Bella zio

Redazione Web

Un grande campione, Beppe Bergomi, racconta la sua storia

 

Rimini, 21 agosto – Grande entusiasmo e interesse all’Arena dello Sport Village del Meeting dove è stata tributata una calorosa accoglienza al capitano di mille battaglie, protagonista di grandi vittorie come capitano dell’Inter e della squadra azzurra, a partire dal suo folgorante esordio a soli 18 anni nella nazionale di Enzo Bearzot campione del mondo in Spagna nel 1982.

Beppe Bergomi e la sua biografia sportiva “Bella zio”, scritta con Andrea Vitali, sono stati introdotti da un altro ex campione, il pallavolista Giacomo “Jack” Sintini, sales manager in Randstad Sport, anch’egli attratto dopo la carriera dalla possibilità di trasferire dinamiche sportive in campo aziendale. Un video ha mostrato alcuni momenti dell’ineguagliabile carriera sportiva del campione interista, che si è detto sempre emozionato soprattutto nel rivedere le scene della sua partita d’addio dopo vent’anni trascorsi sui campi di gioco.

«Varie volte, anche ora che sono commentatore su Sky, mi era stato chiesto di scrivere un libro. Ho deciso di farlo rincontrando Samuele Robbiani (co-autore del libro, counselor in psicologia dello sport e docente Randstad Hr Solutions) con cui avevo collaborato nel Como, decidendo di raccontare la mia vicenda da quand’ero piccolo fino al mondiale vinto a 18 anni e mezzo. Prima mi ha intervistato Radio Vaticana. Nell’immaginario sportivo la figura del calciatore è sinonimo di grandi guadagni, di superficialità ma ognuno di noi ha una diversa “chiave d’entrata” e i ragazzi hanno bisogno di esempi positivi. Ho lavorato in vari settori giovanili, facile e no. L’ho fatto sempre pensando alla crescita dei ragazzi, al bene loro, perché ognuno di loro potesse trovare la propria strada. Devono imparare a resistere ai momenti difficili. La fatica fatta viene sempre ripagata».

Per Samuele Robbiani questo libro ha la bellezza «del sentirsi raccontare storie che significa coinvolgimento, aspettativa di attese, condivisione di sogni. Quando ho conosciuto Beppe ho sentito che era una persona che aveva una storia da raccontare. Beppe lo conoscono tifosi di tutte le generazioni. Anche i bambini perché è anche la voce della playstation Fifa. Il messaggio della sua esperienza è che non incontriamo tanto la storia di un eroe sportivo ma che questa società ha bisogno di esempi.
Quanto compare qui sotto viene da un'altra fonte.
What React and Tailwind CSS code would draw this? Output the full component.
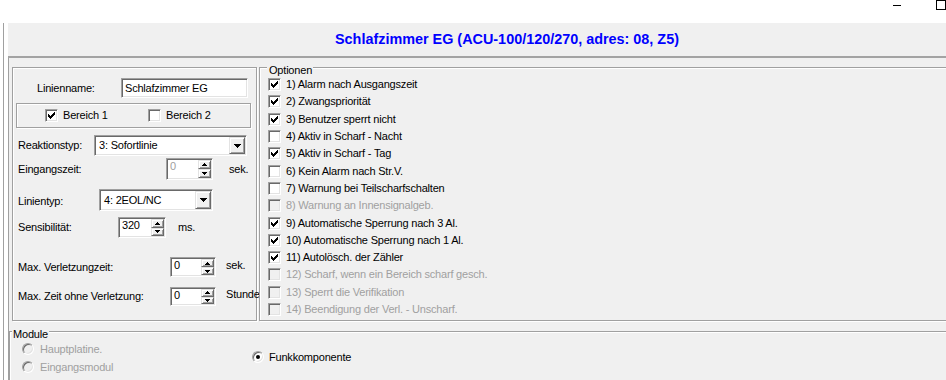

I campioni sono tali nel momento del trionfo, ma nel resto della loro vita sono persone che si allenano e fanno fatica per raggiungere il loro obiettivo. E poi c’è anche la dimensione della responsabilità, che Beppe seppe mostrare affrontando a 18 anni la finale di coppa dei mondo. La crescita fuori dal campo fa crescere anche in campo».

«A 18 anni – ha aggiunto Bergomi – c’è sicuramente un po’ d’emozione ma anche la vicinanza di grandi compagni e un allenatore che è stato per me come un secondo papà, avendo perso il mio molto presto, come Enzo Bearzot. Ho fatto quattro mondiali e all’ultimo avevo le “farfalle nello stomaco” più che nel primo. Il soprannome di ”zio”, per via dei baffi, me lo diede Giampiero Marini, mio compagno di camera. Ricordo che esordì contro il Brasile marcando Serginho, che era grosso che pareva una montagna. Le emozioni che da la maglia azzurra non le da nessun’altra maglia e ringrazio sempre per tutto Enzo Bearzot».